As the present study demonstrates, current RCTs can be down scaled to meet this need. Low thrust RCTs have been validated in the past. Therefore, thrusters of this kind are expected to represent the natural evolution of current designs. Indeed mixed thruster configuration in general is a re-emerging issue as the first generation telecoms satellites had mixed thrust level RCTs. Optimizing the thruster selection for its location and required operations on the spacecraft (Station keeping, torque control, apogee back-up or pointing) could present opportunities to optimize budgets with a small impact on the spacecraft configuration.

Benefits

Basing on the excellent performance of the 10N thruster, Airbus DS attempted to reduce the thrust level of bipropellant thrusters as far as possible below 10N, with the objective to achieve a higher pulse capability in the lower impulse range through higher combustion efficiency. Results of this investigation emerged, and took form in a new low level thruster in the range of 3 to 5N. The main intention going further down with the thrust level was to improve the performance of bipropellant thrusters, in order to take advantage of the higher specific impulse in comparison e.g. to monopropellant thrusters. That is to say, saving propellant and lowering the potential disadvantages due to combustion residues. This is driven by the continuous improvement demand in the spacecraft pointing accuracy and efficiency, and thus enlarges the application spectrum of a pure bipropellant propulsion system.

Figure: S4-3 Thruster EM1

Although further development of this chemical RCTs is essential to keep the lead wrt the continuous increasing customer demands, increased minimum impulse bit performance has been demonstrated on this thruster. 

Features

The Airbus DS S4 thruster is a bipropellant rocket engine delivering a nominal 4N (0.9lbf) thrust using the storable propellants monomethylhydrazine (MMH) as fuel and nitrogen tetroxide (N2O4, MON-1, MON-3) as oxidizer. As a result of reduced thruster dribble volumes and high combustion efficiency, the thruster is designed to achieve high efficient minimum impulse bits and to reduce the plume contaminant production.

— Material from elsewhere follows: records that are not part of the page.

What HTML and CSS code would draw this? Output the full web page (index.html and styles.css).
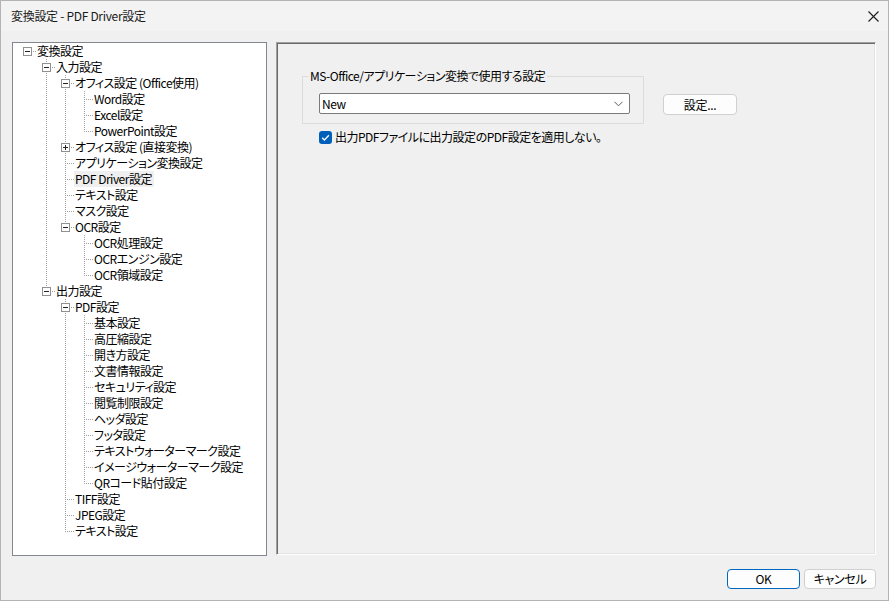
FILE: index.html
```html
<!DOCTYPE html>
<html lang="ja">
<head>
<meta charset="utf-8">
<title>変換設定 - PDF Driver設定</title>
<link rel="stylesheet" href="styles.css">
</head>
<body>
<div class="window">
  <div class="titlebar">
    <span class="title">変換設定 - PDF Driver設定</span>
    <svg class="close" width="11" height="11" viewBox="0 0 11 11"><path d="M0.5 0.5 L10.5 10.5 M10.5 0.5 L0.5 10.5" stroke="#1b1b1b" stroke-width="1.1" fill="none"/></svg>
  </div>
  <div class="main">
    <div class="tree">
      <div class="row"><span class="c r"><span class="bx minus"></span></span><span class="lbl">変換設定</span></div>
      <div class="row"><span class="c"></span><span class="c t"><span class="bx minus"></span></span><span class="lbl">入力設定</span></div>
      <div class="row"><span class="c"></span><span class="c v"></span><span class="c t"><span class="bx minus"></span></span><span class="lbl">オフィス設定 (Office使用)</span></div>
      <div class="row"><span class="c"></span><span class="c v"></span><span class="c v"></span><span class="c t"></span><span class="lbl">Word設定</span></div>
      <div class="row"><span class="c"></span><span class="c v"></span><span class="c v"></span><span class="c t"></span><span class="lbl">Excel設定</span></div>
      <div class="row"><span class="c"></span><span class="c v"></span><span class="c v"></span><span class="c l"></span><span class="lbl">PowerPoint設定</span></div>
      <div class="row"><span class="c"></span><span class="c v"></span><span class="c t"><span class="bx plus"></span></span><span class="lbl">オフィス設定 (直接変換)</span></div>
      <div class="row"><span class="c"></span><span class="c v"></span><span class="c t"></span><span class="lbl">アプリケーション変換設定</span></div>
      <div class="row"><span class="c"></span><span class="c v"></span><span class="c t"></span><span class="lbl sel">PDF Driver設定</span></div>
      <div class="row"><span class="c"></span><span class="c v"></span><span class="c t"></span><span class="lbl">テキスト設定</span></div>
      <div class="row"><span class="c"></span><span class="c v"></span><span class="c t"></span><span class="lbl">マスク設定</span></div>
      <div class="row"><span class="c"></span><span class="c v"></span><span class="c l"><span class="bx minus"></span></span><span class="lbl">OCR設定</span></div>
      <div class="row"><span class="c"></span><span class="c v"></span><span class="c"></span><span class="c t"></span><span class="lbl">OCR処理設定</span></div>
      <div class="row"><span class="c"></span><span class="c v"></span><span class="c"></span><span class="c t"></span><span class="lbl">OCRエンジン設定</span></div>
      <div class="row"><span class="c"></span><span class="c v"></span><span class="c"></span><span class="c l"></span><span class="lbl">OCR領域設定</span></div>
      <div class="row"><span class="c"></span><span class="c l"><span class="bx minus"></span></span><span class="lbl">出力設定</span></div>
      <div class="row"><span class="c"></span><span class="c"></span><span class="c t"><span class="bx minus"></span></span><span class="lbl">PDF設定</span></div>
      <div class="row"><span class="c"></span><span class="c"></span><span class="c v"></span><span class="c t"></span><span class="lbl">基本設定</span></div>
      <div class="row"><span class="c"></span><span class="c"></span><span class="c v"></span><span class="c t"></span><span class="lbl">高圧縮設定</span></div>
      <div class="row"><span class="c"></span><span class="c"></span><span class="c v"></span><span class="c t"></span><span class="lbl">開き方設定</span></div>
      <div class="row"><span class="c"></span><span class="c"></span><span class="c v"></span><span class="c t"></span><span class="lbl">文書情報設定</span></div>
      <div class="row"><span class="c"></span><span class="c"></span><span class="c v"></span><span class="c t"></span><span class="lbl">セキュリティ設定</span></div>
      <div class="row"><span class="c"></span><span class="c"></span><span class="c v"></span><span class="c t"></span><span class="lbl">閲覧制限設定</span></div>
      <div class="row"><span class="c"></span><span class="c"></span><span class="c v"></span><span class="c t"></span><span class="lbl">ヘッダ設定</span></div>
      <div class="row"><span class="c"></span><span class="c"></span><span class="c v"></span><span class="c t"></span><span class="lbl">フッタ設定</span></div>
      <div class="row"><span class="c"></span><span class="c"></span><span class="c v"></span><span class="c t"></span><span class="lbl">テキストウォーターマーク設定</span></div>
      <div class="row"><span class="c"></span><span class="c"></span><span class="c v"></span><span class="c t"></span><span class="lbl">イメージウォーターマーク設定</span></div>
      <div class="row"><span class="c"></span><span class="c"></span><span class="c v"></span><span class="c l"></span><span class="lbl">QRコード貼付設定</span></div>
      <div class="row"><span class="c"></span><span class="c"></span><span class="c t"></span><span class="lbl">TIFF設定</span></div>
      <div class="row"><span class="c"></span><span class="c"></span><span class="c t"></span><span class="lbl">JPEG設定</span></div>
      <div class="row"><span class="c"></span><span class="c"></span><span class="c l"></span><span class="lbl">テキスト設定</span></div>
    </div>
    <div class="panel">
      <div class="group-row">
        <div class="group">
          <div class="group-title">MS-Office/アプリケーション変換で使用する設定</div>
          <div class="combo">
            <span class="combo-text">New</span>
            <svg class="chev" width="9" height="6" viewBox="0 0 9 6"><path d="M0.5 0.8 L4.5 4.8 L8.5 0.8" stroke="#5a5a5a" stroke-width="1" fill="none"/></svg>
          </div>
        </div>
        <button class="btn btn-set">設定...</button>
      </div>
      <div class="check-row">
        <span class="checkbox"><svg width="13" height="13" viewBox="0 0 13 13"><path d="M3.2 6.8 L5.4 9 L9.9 4.2" stroke="#fff" stroke-width="1.3" fill="none"/></svg></span>
        <span class="check-label">出力PDFファイルに出力設定のPDF設定を適用しない。</span>
      </div>
    </div>
  </div>
  <div class="footer">
    <button class="btn ok">OK</button>
    <button class="btn cancel">キャンセル</button>
  </div>
</div>
</body>
</html>
```

FILE: styles.css
```css
html, body {
  margin: 0;
  padding: 0;
}
body {
  font-family: "Noto Sans CJK JP", "Noto Sans", sans-serif;
  font-size: 12px;
  font-feature-settings: "palt";
  letter-spacing: -0.5px;
  color: #000;
  background: #f0f0f0;
}
.window {
  width: 889px;
  height: 601px;
  box-sizing: border-box;
  border: 1px solid #b4b4b4;
  background: #f0f0f0;
  display: flex;
  flex-direction: column;
}
.titlebar {
  height: 30px;
  flex: none;
  background: #f3f3f3;
  display: flex;
  align-items: center;
  padding-left: 10px;
}
.title {
  flex: 1;
  line-height: 16px;
  color: #1a1a1a;
  letter-spacing: -0.3px;
}
.close {
  flex: none;
  margin-right: 9px;
}
.main {
  display: flex;
  gap: 9px;
  padding: 11px 12px 0 11px;
  flex: none;
}
.tree {
  width: 255px;
  height: 514px;
  box-sizing: border-box;
  border: 1px solid #828790;
  background: #fff;
  padding-left: 4px;
  flex: none;
}
.row {
  display: flex;
  height: 16px;
  align-items: flex-start;
}
.c {
  display: block;
  width: 19px;
  height: 16px;
  flex: none;
  background-repeat: no-repeat;
}
.v {
  background-image: repeating-linear-gradient(to bottom, #a0a0a0 0 1px, transparent 1px 2px);
  background-position: 10px 0;
  background-size: 1px 16px;
}
.t {
  background-image:
    repeating-linear-gradient(to bottom, #a0a0a0 0 1px, transparent 1px 2px),
    repeating-linear-gradient(to right, #a0a0a0 0 1px, transparent 1px 2px);
  background-position: 10px 0, 12px 8px;
  background-size: 1px 16px, 7px 1px;
}
.l {
  background-image:
    repeating-linear-gradient(to bottom, #a0a0a0 0 1px, transparent 1px 2px),
    repeating-linear-gradient(to right, #a0a0a0 0 1px, transparent 1px 2px);
  background-position: 10px 0, 12px 8px;
  background-size: 1px 9px, 7px 1px;
}
.r {
  background-image: repeating-linear-gradient(to right, #a0a0a0 0 1px, transparent 1px 2px);
  background-position: 12px 8px;
  background-size: 7px 1px;
}
.bx {
  display: block;
  width: 9px;
  height: 9px;
  box-sizing: border-box;
  margin: 4px 0 0 6px;
  border: 1px solid #919191;
  background-color: #fff;
  background-repeat: no-repeat;
}
.minus {
  background-image: linear-gradient(#222, #222);
  background-position: 1px 3px;
  background-size: 5px 1px;
}
.plus {
  background-image: linear-gradient(#222, #222), linear-gradient(#222, #222);
  background-position: 1px 3px, 3px 1px;
  background-size: 5px 1px, 1px 5px;
}
.lbl {
  display: block;
  line-height: 16px;
  height: 16px;
  padding: 0 2px 0 1px;
  white-space: nowrap;
}
.sel {
  background: #efefef;
}
.panel {
  width: 600px;
  height: 513px;
  box-sizing: border-box;
  border: 1px solid;
  border-color: #a0a0a0 #ffffff #ffffff #a0a0a0;
  box-shadow: inset 1px 1px 0 #696969, inset -1px -1px 0 #e3e3e3;
  background: #f0f0f0;
  flex: none;
}
.group-row {
  display: flex;
  align-items: flex-start;
  margin: 33px 0 0 25px;
}
.group {
  width: 342px;
  box-sizing: border-box;
  border: 1px solid #dcdcdc;
  padding: 0 14px 9px 16px;
  flex: none;
}
.group-title {
  display: block;
  width: max-content;
  margin: -9px 0 0 -11px;
  padding: 0 2px;
  height: 16px;
  line-height: 16px;
  background: #f0f0f0;
  white-space: nowrap;
}
.combo {
  margin-top: 9px;
  width: 311px;
  height: 21px;
  box-sizing: border-box;
  border: 1px solid #7a7a7a;
  border-radius: 2px;
  background: #fff;
  display: flex;
  align-items: center;
  padding: 0 6px 0 2px;
}
.combo-text {
  flex: 1;
  line-height: 16px;
}
.chev {
  flex: none;
}
.btn {
  font-family: inherit;
  font-size: 12px;
  font-feature-settings: "palt";
  letter-spacing: -0.3px;
  color: #000;
  box-sizing: border-box;
  border: 1px solid #d0d0d0;
  border-radius: 4px;
  background: #fdfdfd;
  padding: 0;
  line-height: 16px;
  flex: none;
}
.btn-set {
  width: 74px;
  height: 21px;
  margin: 18px 0 0 19px;
}
.check-row {
  display: flex;
  align-items: center;
  height: 16px;
  margin: 5px 0 0 42px;
}
.checkbox {
  width: 13px;
  height: 13px;
  border-radius: 3px;
  background: #005fb8;
  display: flex;
  flex: none;
}
.check-label {
  margin-left: 3px;
  line-height: 16px;
  white-space: nowrap;
}
.footer {
  display: flex;
  justify-content: flex-end;
  gap: 4px;
  padding: 13px 12px 0 0;
}
.ok {
  width: 73px;
  height: 20px;
  border-color: #0067c0;
}
.cancel {
  width: 72px;
  height: 20px;
}
```
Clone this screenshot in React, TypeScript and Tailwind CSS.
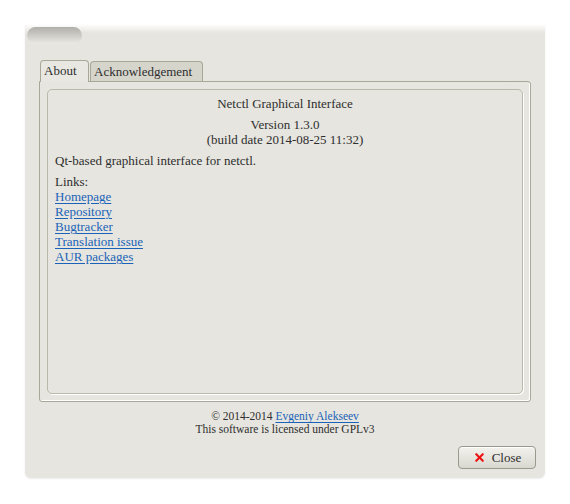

The S4-3 is a new engine of a 4N bipropellant RCT family equipped with a dual seat valve (Airbus DS), designed for both, long steady state and pulse mode operation, operating in both pressure regulated and blow-down mode. Its key design features are based on the well proven 10N engine and on an earlier 4N thruster concept explored for the aim of the former CRAFT mission.

The thruster design includes all features which make Airbus DS’s bipropellant thrusters outstanding since some thirty years:

  • Flight proven, from the shelf components: Due to a common thruster interface, the 4N engine shares its flow control valve options with Airbus DS's 10N and 22N bipropellant thrusters. This includes the metallic sealing and trimming components.
  • Double cone vortex injection: As derived from Airbus DS's bipropellant thruster family up to 400N, the 4N thruster implements an injector where the two propellant components are sprayed by two coaxial swirl atomizers into the combustion chamber. This guarantees for a very well balanced coolant distribution and thus balanced temperature distribution throughout the entire chamber and an optimum propellant atomization and mixing and thus optimum reaction and thruster performance.
  • Super-alloy heat barrier: In order to minimise dribble volumes, hence maximise the pulse mode performances, the injector thermal isolation is performed with a fuel film cooled conduction barrier made of a high resistant NiCr based super-alloy. The current engine is designed without an additional bird cage heat barrier.
  • Uncoated Platinum Alloy Chamber and Nozzle: Because Airbus is following the strategy of not using coated materials since the very beginning of its space propulsion activities, the thruster employs a platinum-based alloy for the hotter throat area. Protective coating of high temperature resistant but oxidizing materials have always been deemed as solving one problem by creating a new one. Defective coating may rapidly lead to failure of a thruster. Thermal cycles of a million of thruster pulses during a satellite life can cause coating defects, as can improper thruster handling during AIT. Application of thermal sensors on chamber and nozzle during ground tests are considered to be prohibitive. All those potential constraints of a coated chamber material are not encountered in conjunction with Airbus DS’s Pt-chamber approach.
Plan

In agreement with ESA's SOW, the work was divided in following main tasks and phases:

 

Current status

Demonstration test completed (vacuum hot firing).

Figure: S4-3 EM1's maiden ignition

The S4-3 EM1 design demonstrated a very effective and steady behaviour over a wide inlet pressure range, for both, steady state and pulse mode firing. The thruster reached a specific impulse of up to 298 s at 4.8N steady state thrust. In its lowest impulse range, the S4 demonstrated up to twice the efficiency of a S10 thruster for a 15 mNs impulse.